Langkah ini melengkapkan pembentukan heme, yaitu komponen yang mengandung empat cincin pirol yang dihubungkan oleh jembatan methene supaya membentuk struktur tetrapirol yang lebih besar.
Struktur dan produksi globin tergantung kepada kontrol genetik. Sekuensi spesifik asam amino dimulai oleh tiga kode dari basis DNA yang diwariskan secara genetik. Sekurang-kurangnya terdapat lima loki yang mengarahkan sintesa globin. Kromosom 11 (rantai non-alfa) dan kromosom 16 (rantai alfa) menempatkan loki untuk sintesa globin.
Rantai polipeptida bagi globin diproduksi di ribosom seperti yang terjadi pada protein tubuh yang lain. Rantai polipeptida alfa bersatu dengan salah satu daripada tiga rantai lain untuk membentuk dimer dan tetramer. Pada dewasa normal, rantai ini terdiri dari dua rantai alfa dan dua rantai beta.

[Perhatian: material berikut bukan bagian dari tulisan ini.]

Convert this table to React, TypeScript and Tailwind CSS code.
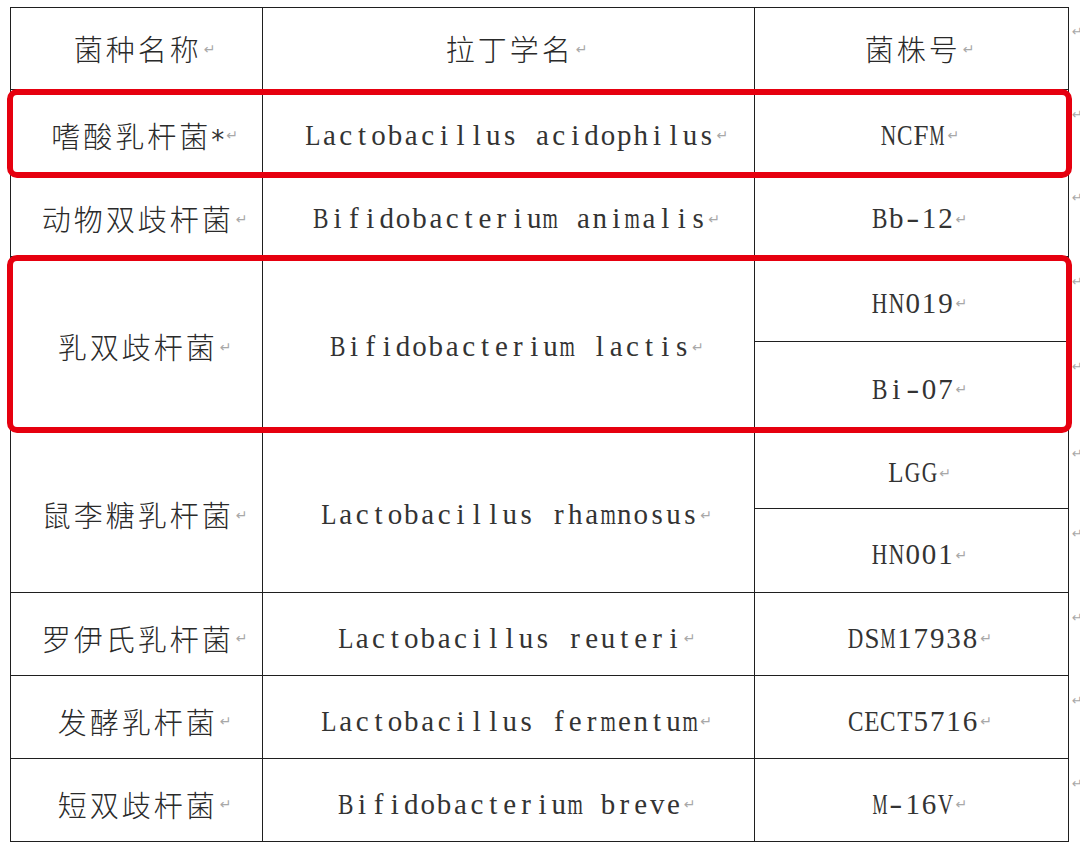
import type { ReactNode } from "react";

interface Row {
  cn: string;
  star?: boolean;
  latin: string;
  strains: string[];
}

const rows: Row[] = [
  { cn: "嗜酸乳杆菌", star: true, latin: "Lactobacillus acidophilus", strains: ["NCFM"] },
  { cn: "动物双歧杆菌", latin: "Bifidobacterium animalis", strains: ["Bb-12"] },
  { cn: "乳双歧杆菌", latin: "Bifidobacterium lactis", strains: ["HN019", "Bi-07"] },
  { cn: "鼠李糖乳杆菌", latin: "Lactobacillus rhamnosus", strains: ["LGG", "HN001"] },
  { cn: "罗伊氏乳杆菌", latin: "Lactobacillus reuteri", strains: ["DSM17938"] },
  { cn: "发酵乳杆菌", latin: "Lactobacillus fermentum", strains: ["CECT5716"] },
  { cn: "短双歧杆菌", latin: "Bifidobacterium breve", strains: ["M-16V"] },
];

function Mark() {
  return <span className="ml-[2px] text-[14px] leading-none text-[#a8a8a8] font-['DejaVu_Sans',sans-serif]">↵</span>;
}

function Cn({ text, star }: { text: string; star?: boolean }) {
  return (
    <span className="flex items-center">
      <span className="font-['Noto_Sans_CJK_SC',sans-serif] font-light text-[29px] tracking-[3px] text-[#2a2a2a] leading-none">{text}</span>
      {star && (
        <span className="inline-block translate-y-[5px] font-['DejaVu_Sans',sans-serif] text-[26px] leading-none text-[#333]">*</span>
      )}
      <Mark />
    </span>
  );
}

// squeeze wide serif glyphs so each one fits a half-width slot
function glyphClass(ch: string) {
  if (ch === "M" || ch === "W") return "inline-block shrink-0 scale-x-[0.58]";
  if (ch === "m" || ch === "w") return "inline-block shrink-0 scale-x-[0.68]";
  if ("ADGHNV".includes(ch)) return "inline-block shrink-0 scale-x-[0.74]";
  if ("BC".includes(ch)) return "inline-block shrink-0 scale-x-[0.8]";
  if ("ELT".includes(ch)) return "inline-block shrink-0 scale-x-[0.86]";
  if ("FS".includes(ch)) return "inline-block shrink-0 scale-x-[0.93]";
  if (ch === "-") return "inline-block shrink-0 scale-x-[1.35]";
  return "inline-block shrink-0";
}

// SimSun-like latin: every character sits centred in the same half-width slot
function Half({ text }: { text: string }) {
  return (
    <span className="flex items-center">
      <span className="inline-flex font-['Liberation_Serif',serif] text-[29px] leading-none text-[#333]">
        {[...text].map((ch, i) => (
          <span key={i} className="inline-flex justify-center w-[16.4px]">
            <span className={glyphClass(ch)}>{ch === " " ? "\u00a0" : ch}</span>
          </span>
        ))}
      </span>
      <Mark />
    </span>
  );
}

function Cell({ children, className = "" }: { children: ReactNode; className?: string }) {
  return (
    <div className={`flex items-center justify-center pl-4 pt-2 border-r border-b border-[#1f1f1f] ${className}`}>
      {children}
    </div>
  );
}

function RowMark() {
  return <div className="pt-[18px] pl-[3px] text-[13px] leading-none text-[#a8a8a8] font-['DejaVu_Sans',sans-serif]">↵</div>;
}

export default function App() {
  return (
    <div className="relative w-[1080px] h-[852px] overflow-hidden bg-white pt-[7px] pl-[10px]">
      <div className="grid grid-cols-[253px_492px_314px_11px] grid-rows-[83px_83px_84px_85px_87px_80px_84px_83px_83px_83px]">
        <Cell className="border-l border-t !pt-0"><Cn text="菌种名称" /></Cell>
        <Cell className="border-t !pt-0"><Cn text="拉丁学名" /></Cell>
        <Cell className="border-t !pt-0"><Cn text="菌株号" /></Cell>
        <RowMark />
        {rows.map((r) => {
          const span = r.strains.length > 1 ? "row-span-2" : "";
          return [
            <Cell key={r.cn + "c"} className={`border-l ${span}`}><Cn text={r.cn} star={r.star} /></Cell>,
            <Cell key={r.cn + "l"} className={span}><Half text={r.latin} /></Cell>,
            ...r.strains.flatMap((s) => [
              <Cell key={s}><Half text={s} /></Cell>,
              <RowMark key={s + "m"} />,
            ]),
          ];
        })}
      </div>

      {/* red highlight boxes */}
      <div className="absolute left-[7px] top-[89px] w-[1065px] h-[89px] rounded-[10px] border-[6px] border-[#e6000f]" />
      <div className="absolute left-[7px] top-[255px] w-[1065px] h-[178px] rounded-[10px] border-[6px] border-[#e6000f]" />
    </div>
  );
}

Sintesa globin sangat berkoordinasi dengan sintesa porfirin. Apabila sintesa globulin terganggu, proses sintesa porfirin akan menjadi berkurang dan sebaliknya. Walaupun begitu, tiada kaitan antara jumlah pengambilan zat besi dengan gangguan pada protoporfirin atau sintesa globin. Sekiranya penghasilan globin berkurang, ferum akan berakumulasi di dalam sitoplasma sel sebagai ferritin yang beragregasi (Turgeon, 2005).
Fungsi
Selain berperan dalam transportasi oksigen, hemoglobin juga berperan sebagai molekular transduser panas melalui siklus oksigenasi-deoksigenasi. Hemoglobin juga adalah modulator metabolisme eritrosit dan oksidasi hemoglobin merupakan petanda proses penuaan hemoglobin. Pada penderita malaria, hemoglobin mempunyai implikasi resistensi genetik. Aktivitas enzimatik hemoglobin mempunyai peranan dalam interaksi dengan obat, selain ia juga merupakan sumber katabolit fisiologi yang aktif (Giardina et al., 1995). Penurunan jumlah hemoglobin dalam darah dapat menimbulkan gangguan pada fungsi-fungsi di atas.
Uptake oksigen maksimum (VO2 max), kadar hemoglobin dan volume darah di dalam tubuh adalah saling berkait. Jika volume darah dalam keadaan tidak berubah, penurunan konsentrasi hemoglobin akan menyebabkan penurunan nilai uptake oksigen maksimum (VO2 max), manakala, jika konsentrasi hemoglobin meningkat, uptake oksigen maksimum (VO2 max) turut meningkat. Apabila kadar hemoglobin tidak berubah, tetapi volume darah bertambah, nilai uptake oksigen maksimum (VO2 max) turut bertambah dan jika volume darah berkurang, nilai uptake oksigen maksimum (VO2 max) turut berkurang. Di sini dapat disimpulkan bahawa uptake oksigen maksimum (VO2 max) sangat dipengaruhi oleh kadar hemoglobin dan volume darah (Gledhill et al., 1999).
Konsentrasi Hemoglobin dan Anemia
Menurut Standley (2010) nilai hemoglobin yang normal pada wanita adalah di antara 12g/dL hingga ke 16g/dL. Sekiranya nilai hemoglobin yang diukur adalah di bawah 12g/dL, seseorang wanita itu sudah dianggap anemia. Secara tepat, anemia adalah suatu keadaan di mana berlaku penurunan terhadap massa sel darah merah. Metode pengukuran sel darah merah adalah agak rumit karena butuh waktu, biaya yang mahal dan biasanya memerlukan transfusi eritrosit radio label. Secara praktis, anemia ditemukan melalui hitung jumlah sel darah merah, konsentrasi hemoglobin dan hematokrit (Conrad, 2009).